I love movies. I’m one of those people who sits in the theater long after the action ends, reading every line of the credits. I even know what gaffers, best boys, and key grips do. Movies mark and shape many of the turning points and epiphanies in my life.
Being a child of the eighties, the first movie I ever saw in the theater was The Return of the Jedi. Other movies followed, although not all of them on the big screen. I remember the first movie I saw in which the good guy didn’t win: Gandhi, starring Ben Kingsley. I stayed up every Easter to watch Charlton Heston part the Red Sea as Moses in Cecil B. DeMille’s The Ten Commandments.
I remember that my parents wouldn’t let me watch Tom Cruise and Rebecca deMornay in Risky Business and staying up past my parents’ bedtime and sneaking downstairs to view my first comedy: a late-night, uncut version of Airplane. I also remember a less illustrious episode when I got sent home from the YMCA for ‘inventing’ what my eight-year-old mind thought was a clever, if somewhat potty-mouthed, rhyme for Chitty Chitty Bang Bang.
In later years I remember being shocked when my grandmother laughed at the oral sex references in Monty Python’s The Holy Grail, and I remember my first date at a drive-in theater outside of Saco, ME. (We actually saw the whole of the two movies, which I suppose means it wasn’t a very good date after all.)
I’m as in love with the movies as ever. When I’m depressed, an afternoon of “chick flick therapy” restores my spirits. (Anne of Avonlea once convinced me to leave a soul-sucking, dead-end job.) Comedy, Animation, Romantic, Action Adventure, Sci-Fi, Mystery, Thriller, Drama, Foreign, Experimental, Blockbuster, or Independent, I’ve no genre prejudice, just a love for good performances, writing, directing, soundtracks, and visuals. Movies have become a way of measuring the both popular pulse and the underground movements of a society. They also provide a mirror by which we can examine our own lives.

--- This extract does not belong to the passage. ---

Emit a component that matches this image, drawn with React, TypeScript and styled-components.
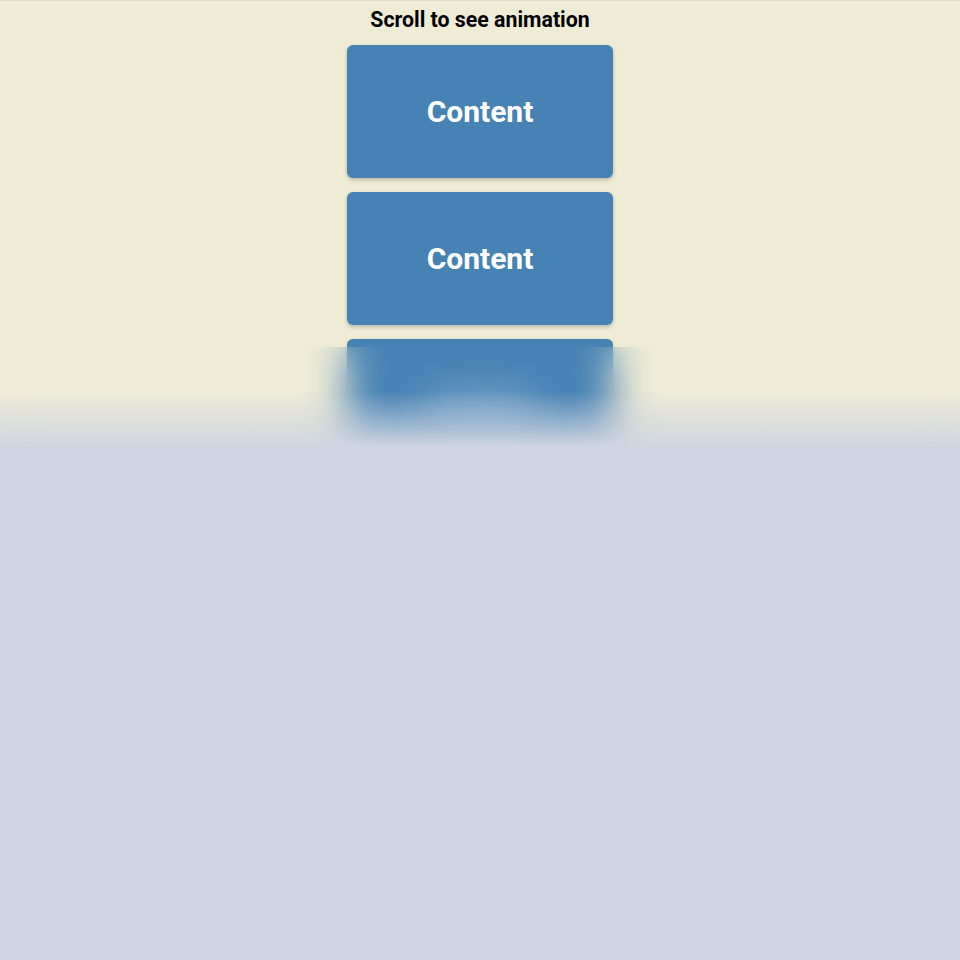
import React from "react";
import styled, { createGlobalStyle } from "styled-components";

const Global = createGlobalStyle`
  html, body {
    margin: 0;
    padding: 0;
    background: #efecd6;
    font-family: Roboto, "Liberation Sans", sans-serif;
  }
  body {
    border-top: 1px solid #dedbc4;
  }
`;

const Page = styled.main`
  display: flex;
  flex-direction: column;
  align-items: center;
  gap: 14px;
  padding-top: 7px;
`;

const Title = styled.h1`
  margin: 0;
  font-size: 21.3px;
  line-height: 23px;
  font-weight: 700;
  color: #000;
`;

const Card = styled.div`
  width: 266px;
  height: 133px;
  border-radius: 6px;
  background: #4682b4;
  box-shadow: 0 2px 4px rgba(0, 0, 0, 0.22);
  display: flex;
  align-items: center;
  justify-content: center;
  color: #fff;
  font-size: 30px;
  font-weight: 700;
  flex-shrink: 0;
`;

const Veil = styled.div`
  position: fixed;
  left: 0;
  right: 0;
  top: 347px;
  bottom: 0;
  backdrop-filter: blur(20px);
  -webkit-backdrop-filter: blur(20px);
  background: linear-gradient(
    to bottom,
    rgba(207, 213, 224, 0) 0px,
    rgba(207, 213, 224, 0) 44px,
    rgba(207, 213, 224, 1) 100px
  );
`;

export default function App() {
  const cards = Array.from({ length: 6 }, (_, i) => i);
  return (
    <>
      <Global />
      <Page>
        <Title>Scroll to see animation</Title>
        {cards.map((i) => (
          <Card key={i}>Content</Card>
        ))}
      </Page>
      <Veil />
    </>
  );
}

One thing I hate, however, is how expensive going to the movies has gotten, which is why I’m often found lurking in second-run theaters around Somerville, Cambridge, and Arlington. This also brings me to the point of this week’s feature: movies here on the UMB Campus.
The Student Arts and Events Council (SAEC) has put together a terrific schedule of on campus movies (see inset, left.) The SAEC is the student group that brings us those discounted movie pass sold at the Student Life Office on the third floor of the campus center, as well as bigger events like Cirque do Soleil, Student Night at the Museum of Science, and concerts such as last year’s Kanye West.
Their funding comes out of our mandatory Student Activity Fee, the proceeds of which are partially disbursed by the Student Senate. (Maybe more of us should think about running, eh?) The Student Activity Fee also funds on campus initiatives such as The Watermark, UMB Athletics, Library resources/events, the Beacon Fitness Center, and the Harbor Art Gallery, among others. Since we’ve already in effect ‘paid’ for these activities, it only makes sense to take
advantage of them!
The movie series this year promises to be good. Senior Amanda Ung, head of the SAEC, tells us that the project came up this past summer during a brainstorming session with Kelly Meehan, now the Assistant to the new Vice Chancellor of Student Affairs, Patrick Day.
“We looked at the success of the past movies we’ve run, Crash, Pride and Prejudice, etc., and we decided we wanted to do something bigger. It was no longer enough to just provide discounted movie passes,” says Ung.
Vice Chancellor Day was quick to embrace the idea as part of his avowed mission to increase both the quality and the quantity of time UMB students spend on the campus. (See The Mass Media, Sept. 5, 2006 “Dawn of a New Day”.)
Ung and Meehan acknowledge the challenges of providing compelling programming for a commuter school without dorms, but are committed to delivering a high-quality movie series. Ung says, “We want to give students more opportunities to hang out with fellow classmates and build community.”
The series is diverse; it mixes foreign film, independent film, and Hollywood blockbusters. At a special screening of Employee of The Month (see left) last Thursday, October 5, Meehan said: “Chancellor Day wanted to the series to reflect the diversity of our campus. He didn’t want to keep showing only blockbuster movies, or ethnic movies only during ethnic holidays. So, the series is a mix.”
Day also felt it was important to show foreign films in their original language whenever English subtitles were available; an Indian movie included in the series is all in Hindi.